▸ What you have to do
Determine which lines contain the word "size", then copy those lines.

Start

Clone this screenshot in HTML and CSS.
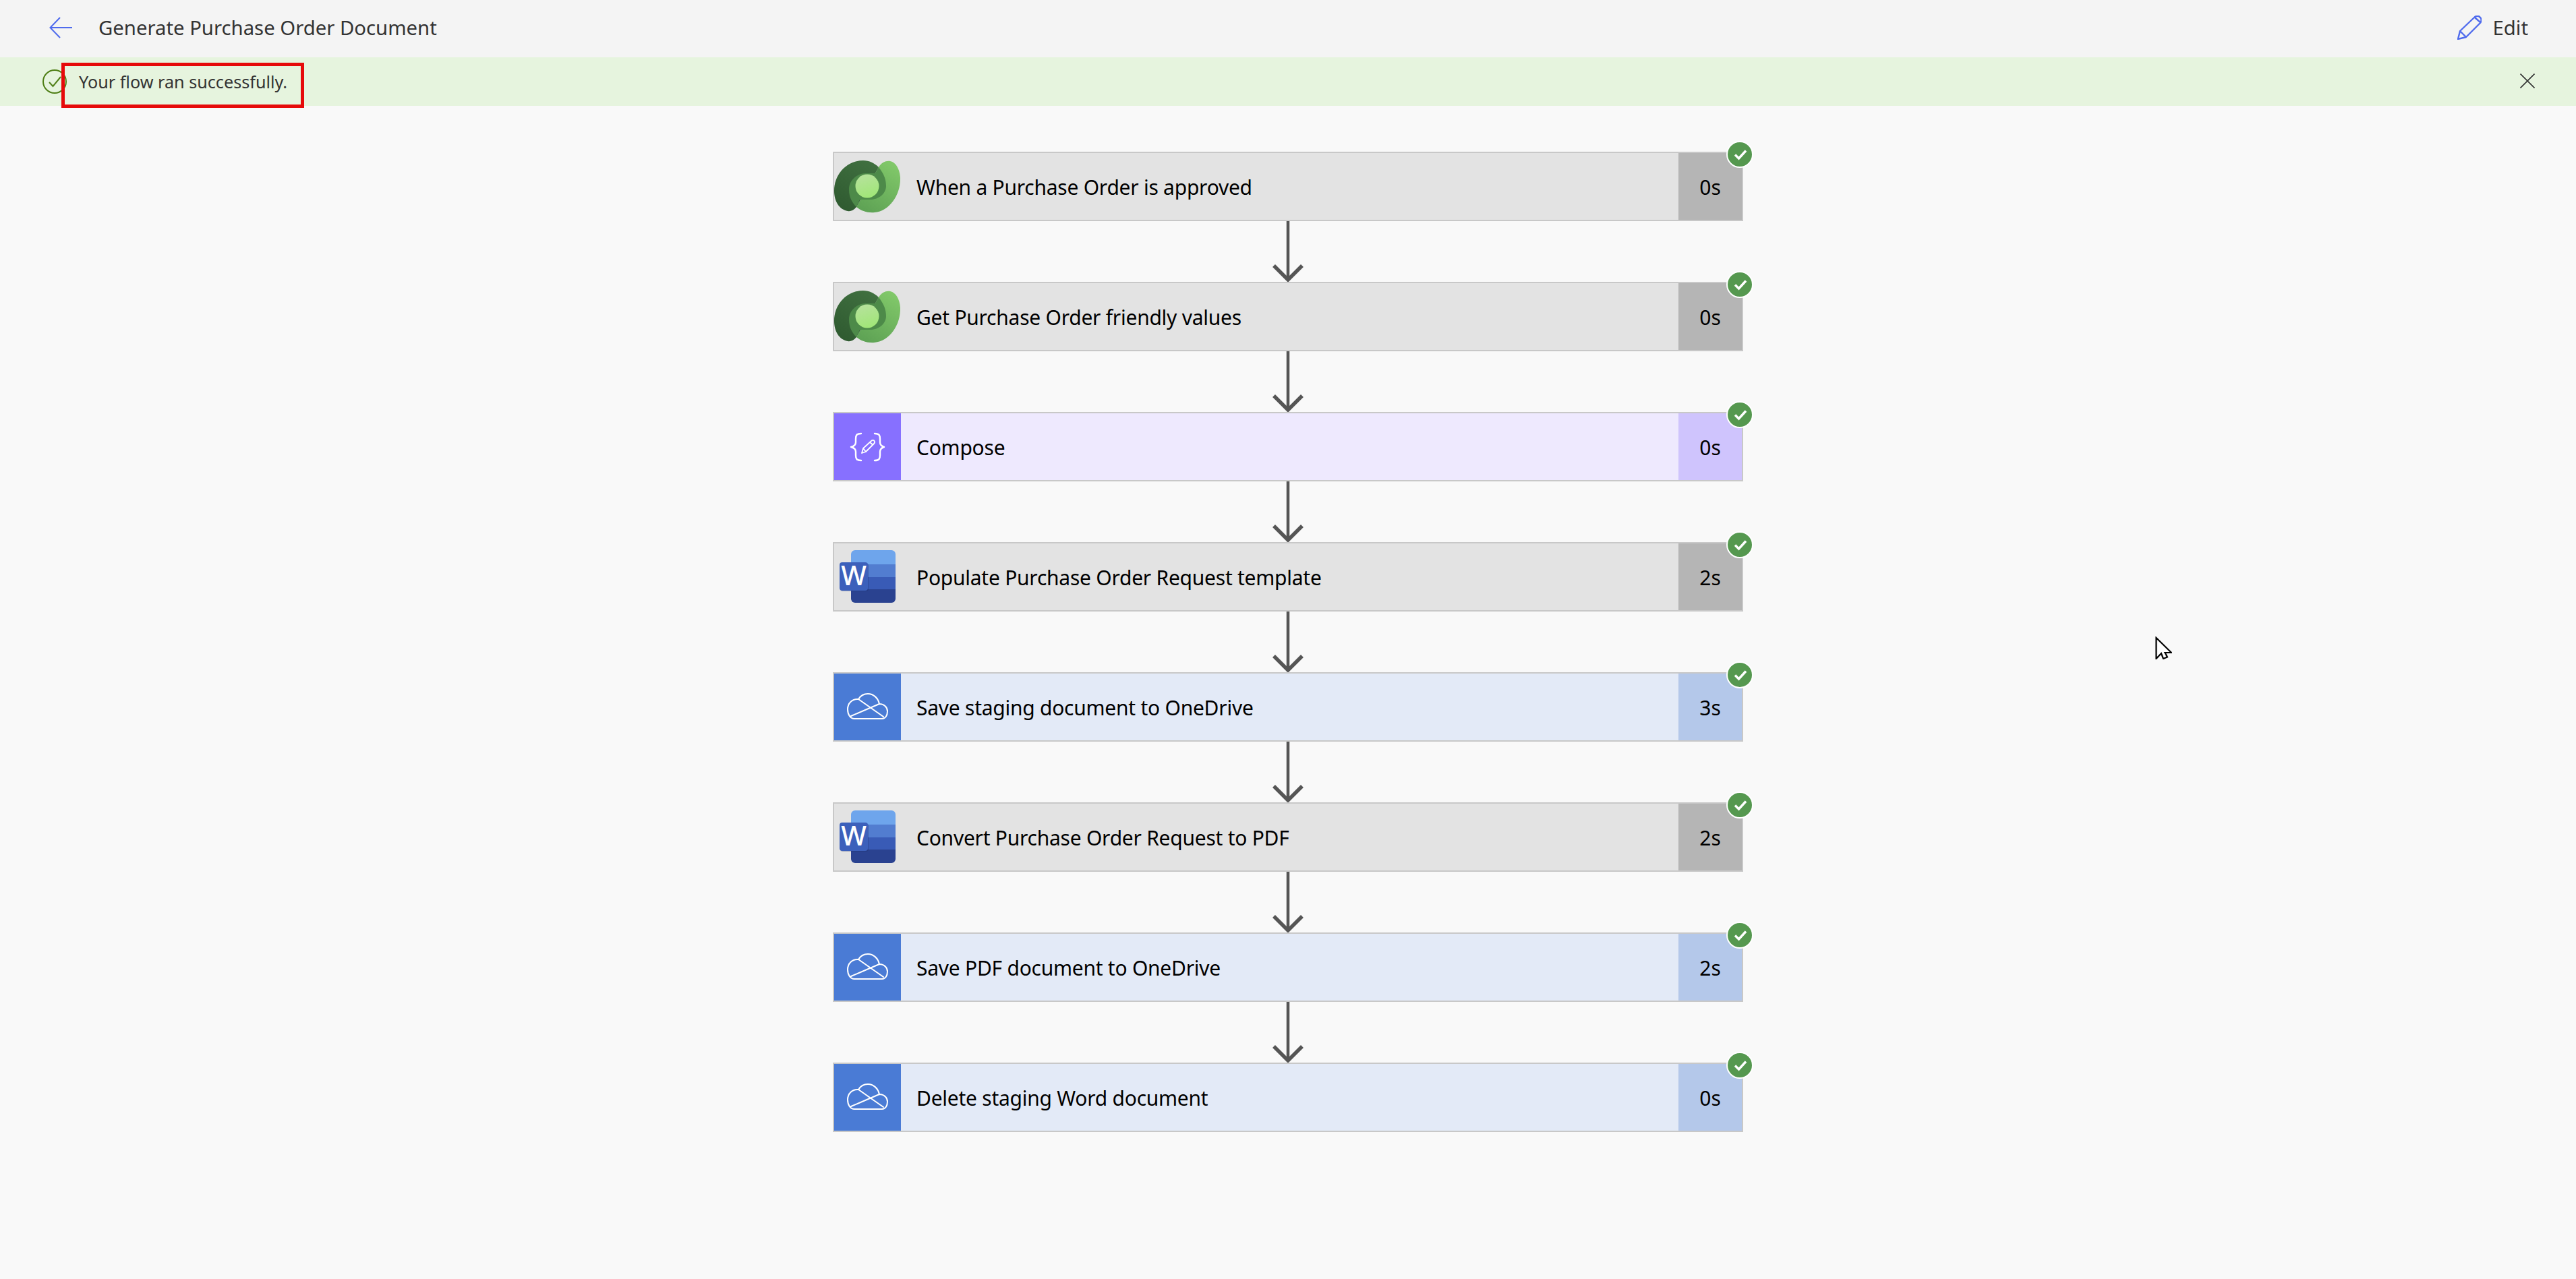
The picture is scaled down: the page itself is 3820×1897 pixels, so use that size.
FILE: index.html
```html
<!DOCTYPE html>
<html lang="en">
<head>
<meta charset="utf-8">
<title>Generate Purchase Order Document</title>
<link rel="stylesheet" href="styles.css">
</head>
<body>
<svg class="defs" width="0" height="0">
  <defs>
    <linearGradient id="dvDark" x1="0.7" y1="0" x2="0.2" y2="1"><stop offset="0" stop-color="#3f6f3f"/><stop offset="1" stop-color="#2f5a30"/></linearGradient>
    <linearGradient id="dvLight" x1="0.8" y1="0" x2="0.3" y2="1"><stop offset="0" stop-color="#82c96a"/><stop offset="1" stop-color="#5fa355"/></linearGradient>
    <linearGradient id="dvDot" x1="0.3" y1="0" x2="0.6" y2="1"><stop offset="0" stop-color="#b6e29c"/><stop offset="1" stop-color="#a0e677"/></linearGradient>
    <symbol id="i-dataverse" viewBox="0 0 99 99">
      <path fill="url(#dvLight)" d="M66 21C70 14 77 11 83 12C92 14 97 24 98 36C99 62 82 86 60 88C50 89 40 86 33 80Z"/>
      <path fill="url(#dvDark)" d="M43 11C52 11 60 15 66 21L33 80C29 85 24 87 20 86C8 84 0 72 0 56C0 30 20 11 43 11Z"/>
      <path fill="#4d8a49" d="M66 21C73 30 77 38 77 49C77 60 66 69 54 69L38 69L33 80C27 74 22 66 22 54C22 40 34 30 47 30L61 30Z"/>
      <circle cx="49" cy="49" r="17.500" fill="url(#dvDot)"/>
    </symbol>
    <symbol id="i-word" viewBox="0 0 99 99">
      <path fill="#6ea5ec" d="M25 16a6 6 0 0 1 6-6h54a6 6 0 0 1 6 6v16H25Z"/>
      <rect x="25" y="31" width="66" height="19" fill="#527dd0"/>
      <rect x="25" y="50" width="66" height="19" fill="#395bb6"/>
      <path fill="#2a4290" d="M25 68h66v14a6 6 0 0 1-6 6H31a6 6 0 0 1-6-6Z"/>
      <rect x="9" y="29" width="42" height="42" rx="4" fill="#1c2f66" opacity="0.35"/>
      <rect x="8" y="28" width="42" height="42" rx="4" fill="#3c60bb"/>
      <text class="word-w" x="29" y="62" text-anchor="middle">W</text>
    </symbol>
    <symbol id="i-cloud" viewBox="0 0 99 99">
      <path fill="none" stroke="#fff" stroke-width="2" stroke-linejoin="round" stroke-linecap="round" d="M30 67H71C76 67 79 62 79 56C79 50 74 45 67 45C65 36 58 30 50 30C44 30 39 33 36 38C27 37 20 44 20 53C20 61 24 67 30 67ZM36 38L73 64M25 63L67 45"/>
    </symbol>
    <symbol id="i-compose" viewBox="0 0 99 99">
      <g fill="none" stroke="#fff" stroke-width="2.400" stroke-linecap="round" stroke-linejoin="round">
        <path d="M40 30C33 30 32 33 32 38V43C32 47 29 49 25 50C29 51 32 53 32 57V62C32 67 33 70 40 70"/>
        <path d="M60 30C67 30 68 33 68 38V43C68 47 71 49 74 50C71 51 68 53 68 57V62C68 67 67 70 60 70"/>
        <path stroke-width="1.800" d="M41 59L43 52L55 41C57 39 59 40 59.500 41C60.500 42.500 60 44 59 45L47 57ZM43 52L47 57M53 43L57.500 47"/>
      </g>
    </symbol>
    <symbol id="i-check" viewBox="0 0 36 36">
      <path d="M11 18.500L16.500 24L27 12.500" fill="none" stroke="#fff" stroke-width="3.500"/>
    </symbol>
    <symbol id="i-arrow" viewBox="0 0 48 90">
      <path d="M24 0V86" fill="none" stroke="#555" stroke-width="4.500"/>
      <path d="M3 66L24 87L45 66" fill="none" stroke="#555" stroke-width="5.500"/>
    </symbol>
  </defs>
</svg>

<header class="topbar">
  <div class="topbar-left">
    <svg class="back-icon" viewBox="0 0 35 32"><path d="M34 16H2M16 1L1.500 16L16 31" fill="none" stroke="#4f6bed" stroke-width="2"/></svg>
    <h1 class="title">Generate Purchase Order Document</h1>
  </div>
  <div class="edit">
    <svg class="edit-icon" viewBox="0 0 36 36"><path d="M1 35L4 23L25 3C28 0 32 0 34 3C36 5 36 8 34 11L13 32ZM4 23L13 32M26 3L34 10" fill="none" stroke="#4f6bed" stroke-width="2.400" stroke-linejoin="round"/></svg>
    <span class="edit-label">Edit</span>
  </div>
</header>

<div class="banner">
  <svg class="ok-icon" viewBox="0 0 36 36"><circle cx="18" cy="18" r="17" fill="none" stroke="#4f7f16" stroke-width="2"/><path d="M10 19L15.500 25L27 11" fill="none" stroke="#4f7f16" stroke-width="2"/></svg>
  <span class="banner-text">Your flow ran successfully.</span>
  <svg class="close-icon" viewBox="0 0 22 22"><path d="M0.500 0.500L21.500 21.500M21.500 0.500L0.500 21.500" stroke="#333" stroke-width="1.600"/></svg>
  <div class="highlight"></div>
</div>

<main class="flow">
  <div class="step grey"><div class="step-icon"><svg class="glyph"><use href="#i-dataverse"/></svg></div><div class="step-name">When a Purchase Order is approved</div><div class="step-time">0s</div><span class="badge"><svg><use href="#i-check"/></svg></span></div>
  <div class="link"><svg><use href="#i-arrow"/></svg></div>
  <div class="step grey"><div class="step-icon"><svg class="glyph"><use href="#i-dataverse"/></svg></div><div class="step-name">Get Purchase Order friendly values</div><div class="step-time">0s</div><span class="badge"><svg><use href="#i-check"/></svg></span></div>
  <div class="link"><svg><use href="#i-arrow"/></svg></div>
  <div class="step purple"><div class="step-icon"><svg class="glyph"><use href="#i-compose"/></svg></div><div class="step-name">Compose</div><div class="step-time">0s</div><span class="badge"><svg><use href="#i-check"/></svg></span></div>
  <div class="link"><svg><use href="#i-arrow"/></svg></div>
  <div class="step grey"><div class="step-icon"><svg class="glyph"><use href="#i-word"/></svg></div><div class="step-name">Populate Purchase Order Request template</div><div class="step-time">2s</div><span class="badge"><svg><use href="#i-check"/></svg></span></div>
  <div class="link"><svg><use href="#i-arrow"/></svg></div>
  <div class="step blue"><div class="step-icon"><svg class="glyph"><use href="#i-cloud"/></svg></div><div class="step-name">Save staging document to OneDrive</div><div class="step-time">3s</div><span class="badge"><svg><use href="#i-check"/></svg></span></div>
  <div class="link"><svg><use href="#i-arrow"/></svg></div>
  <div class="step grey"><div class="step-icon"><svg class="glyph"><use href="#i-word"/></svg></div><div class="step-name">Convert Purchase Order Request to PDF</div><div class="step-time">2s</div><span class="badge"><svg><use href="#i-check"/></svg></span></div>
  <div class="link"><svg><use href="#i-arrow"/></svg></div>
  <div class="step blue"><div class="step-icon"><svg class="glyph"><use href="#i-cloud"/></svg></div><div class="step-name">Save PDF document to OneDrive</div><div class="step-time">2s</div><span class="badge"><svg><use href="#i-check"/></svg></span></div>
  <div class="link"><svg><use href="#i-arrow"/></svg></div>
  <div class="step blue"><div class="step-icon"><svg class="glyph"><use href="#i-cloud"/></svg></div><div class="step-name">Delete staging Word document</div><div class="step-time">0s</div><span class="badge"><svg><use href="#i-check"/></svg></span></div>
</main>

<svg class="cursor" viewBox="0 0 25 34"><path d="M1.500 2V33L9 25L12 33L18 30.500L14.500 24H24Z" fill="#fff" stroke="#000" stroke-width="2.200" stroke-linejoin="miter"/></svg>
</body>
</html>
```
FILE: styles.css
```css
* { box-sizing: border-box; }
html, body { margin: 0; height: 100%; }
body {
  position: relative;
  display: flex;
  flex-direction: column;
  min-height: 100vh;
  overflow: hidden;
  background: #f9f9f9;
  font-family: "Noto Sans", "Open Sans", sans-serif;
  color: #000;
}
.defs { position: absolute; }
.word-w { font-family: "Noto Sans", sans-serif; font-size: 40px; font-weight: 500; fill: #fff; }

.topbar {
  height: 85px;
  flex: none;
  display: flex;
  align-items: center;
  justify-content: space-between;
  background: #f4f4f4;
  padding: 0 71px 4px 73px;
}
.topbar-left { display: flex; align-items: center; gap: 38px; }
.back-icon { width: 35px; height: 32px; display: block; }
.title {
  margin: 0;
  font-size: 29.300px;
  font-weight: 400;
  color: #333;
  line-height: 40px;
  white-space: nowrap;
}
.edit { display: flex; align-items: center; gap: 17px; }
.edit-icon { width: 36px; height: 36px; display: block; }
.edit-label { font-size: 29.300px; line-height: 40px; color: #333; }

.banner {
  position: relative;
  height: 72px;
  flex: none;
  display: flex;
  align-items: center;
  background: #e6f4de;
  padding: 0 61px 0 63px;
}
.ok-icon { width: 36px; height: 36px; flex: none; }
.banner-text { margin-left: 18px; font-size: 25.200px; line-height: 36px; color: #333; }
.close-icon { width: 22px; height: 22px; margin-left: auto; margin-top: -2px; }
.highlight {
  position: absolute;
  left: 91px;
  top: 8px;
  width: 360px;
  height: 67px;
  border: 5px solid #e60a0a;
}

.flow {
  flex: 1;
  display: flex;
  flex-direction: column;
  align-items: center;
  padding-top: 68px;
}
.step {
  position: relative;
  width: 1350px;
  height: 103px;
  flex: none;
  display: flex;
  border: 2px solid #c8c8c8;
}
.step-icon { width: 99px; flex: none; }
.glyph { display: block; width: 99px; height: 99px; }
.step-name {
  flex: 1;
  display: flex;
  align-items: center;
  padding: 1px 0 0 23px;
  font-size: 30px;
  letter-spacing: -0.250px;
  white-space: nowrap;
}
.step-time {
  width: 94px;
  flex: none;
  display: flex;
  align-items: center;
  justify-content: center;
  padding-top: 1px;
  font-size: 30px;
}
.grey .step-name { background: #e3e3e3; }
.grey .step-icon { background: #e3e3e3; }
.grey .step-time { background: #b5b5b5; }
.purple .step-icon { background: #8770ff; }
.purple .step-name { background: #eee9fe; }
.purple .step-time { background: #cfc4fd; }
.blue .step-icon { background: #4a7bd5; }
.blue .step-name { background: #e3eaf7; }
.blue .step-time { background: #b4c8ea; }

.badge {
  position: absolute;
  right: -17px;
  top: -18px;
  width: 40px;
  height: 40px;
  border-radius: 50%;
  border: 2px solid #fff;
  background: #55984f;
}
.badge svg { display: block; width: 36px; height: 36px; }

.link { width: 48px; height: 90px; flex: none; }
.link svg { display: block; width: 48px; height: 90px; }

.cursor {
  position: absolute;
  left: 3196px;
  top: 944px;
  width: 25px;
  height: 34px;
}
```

End

▸ Complete output
The picture is scaled down: the page itself is 3820×1897 pixels, so use that size.
.word-w { font-family: "Noto Sans", sans-serif; font-size: 40px; font-weight: 500; fill: #fff; }
  font-size: 29.300px;
.edit-label { font-size: 29.300px; line-height: 40px; color: #333; }
.banner-text { margin-left: 18px; font-size: 25.200px; line-height: 36px; color: #333; }
  font-size: 30px;
  font-size: 30px;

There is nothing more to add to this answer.